Organize suç örgütü lideri Sedat Peker'in gündemi sarsan iddialarınının hedefi olan İçişleri Bakanı Süleyman Soylu, gazetecilerin sorularını yanıtlamaka üzere Habertürk TV'de yayınlanan programa katıldı. Soylu'nun sorulara net yanıt vermediği yorumları yapılırken Habertürk yazarı Fatih Altaylı, ilginç bir iddiada bulundu.
Altaylı, bugünkü köşe yazısında Soylu'nun asıl kitlesinin izleyenler olmadığını Cumhur İttifakı olduğunu söyleyerek, "Bu program izleyicilerin beklentisini karşılamak için değil, Soylu’nun ittifak içi mesajlarını verebilmesi için istenmişti besbelli. AK Parti ve MHP genel merkezlerinde izlense yeterdi" diye yazdı.
Dün akşam Süleyman Soylu, hakkında her pazar daha da ileri giden iddialara yanıt vermek üzere Habertürk’te idi.
Normalde Teke Tek’in olacağı gün ve saatlerde ekranda olmak isteyince ben de yayın saatimi Kübra Par’a vermekte tereddüt etmedim.
Hatta kendisine yapılan “O gün o saatte Altaylı’nın programı var, isterseniz Çarşamba olsun program” önerisine “Çarşamba çok geç” yanıtını verince “Herhalde çok önemli şeyler söyleyecek” diye düşündüm.
Programın ardından programa katılan gazeteciler eleştirildi.
Normaldir ama doğru değildir.
Programı milyonlar izler, herkesin kendince farklı bir sorusu vardır.
Bu sorulardan bazıları 23 saatlik süreye ya sığmaz bazen de akla gelmez.

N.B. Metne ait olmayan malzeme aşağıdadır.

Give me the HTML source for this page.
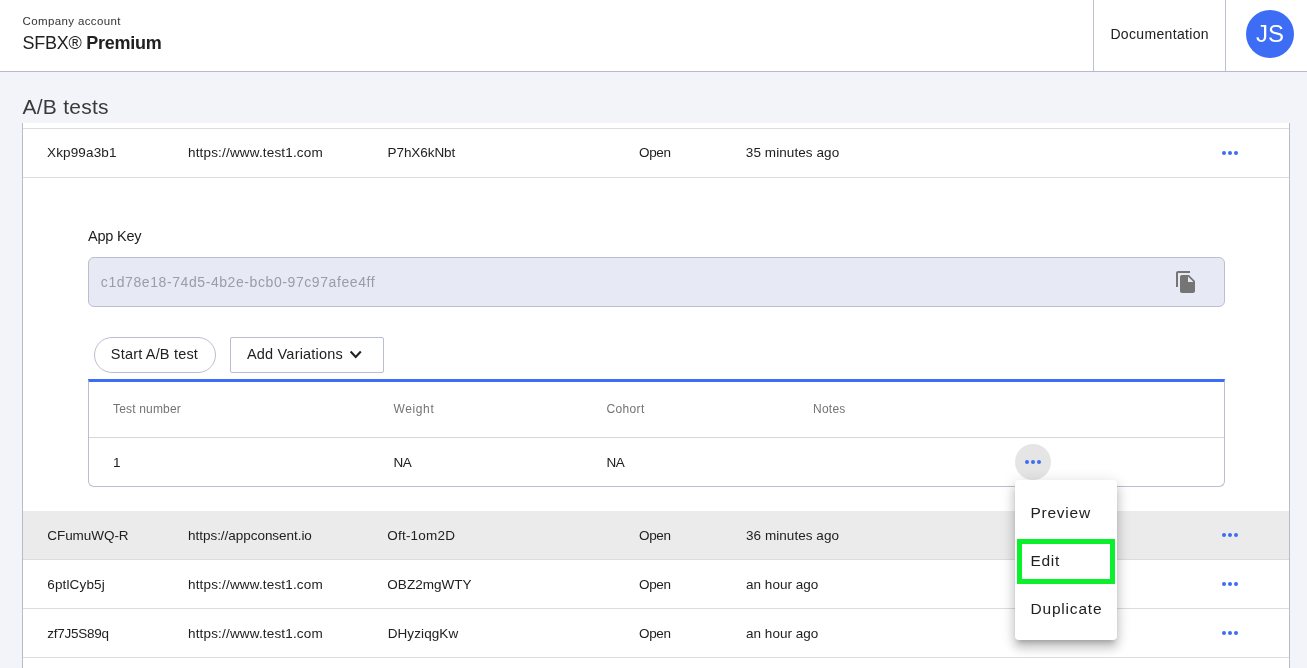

Hemen “Bak sormadı” diye tezvirat başlar.
Sorsan bile izleyici beklediği yanıtı alamayınca soru soranı suçlamayı sever.
İster ki, beklediği yanıtı da gazeteci versin.
Hele hele bir kriminalin iddialarını sormak iyiden iyiye güçtür çünkü bir yandan da dönüş biletini hazırlamasına destek oluyormuş gibi bir görüntü ortaya koymak da vardır.
Sonuç olarak dün gece izlediğim program benim açımdan tatminkar olmamakla beraber, soru soran gazetecilerle ilgili olumsuz konuşamam.
En azından ilk bölüm dışında.
Çünkü ilk 50 dakikada İsmail Saymaz’ın doğru düzgün yanıtlanmayan “Yahu bu adam AK Parti adına mitingler yapıyordu il il dolaşıp ve AK Parti bu adamı bağrına basıyordu” demesi dışında pek bir soru sorulmadan Soylu’nun tek adam şovu ile geçti.
Bir de Veyis Ateş’in “Kendinizi yalnız hissediyor musunuz?” sorusu vardı önemli denilebilecek. Çünkü bir anlamda “Parti ve Cumhurbaşkanı sizi dışlamış görünüyor" demekti bu soru.
İlk bölümün adı “Soylu’ya göre yakın siyasi tarih" olabilirdi ancak.
Tabii bir de Davutoğlu üzerinden Cumhur İttifakı'na verdiği mesaj vardı.
İkinci bölümde ise özellikle Merdan ve İsmail tüm iddiaları sormaya çalıştılar.
Yanıt alamadılar o ayrı. Ya da tatminkar yanıt alamadılar.
Ama bu gazetecilerin suçu değildi.
Sonuçta işkence yaparak zorla yanıt alacak halleri yoktu.
Sordular, söylenmedi.
Hatta bazı şeyleri birkaç kez tekrarladılar.
Soylu karşısında 4 kişi olmasını da avantaj haline getirdi ve soruları kendince eledi.
Sonuçta ben Soylu’nun niye bir programa çıkmak istediğini anladım.
Hedef kitlesine seslenmek istiyordu ama hedef kitle ne biz gazetecilerdik ne de siz izleyiciler.
Bu program izleyicilerin beklentisini karşılamak için değil, Soylu’nun ittifak içi mesajlarını verebilmesi için istenmişti besbelli.
Boşu boşuna milyonların izlemesine gerek yoktu.
AK Parti ve MHP genel merkezlerinde izlense yeterdi.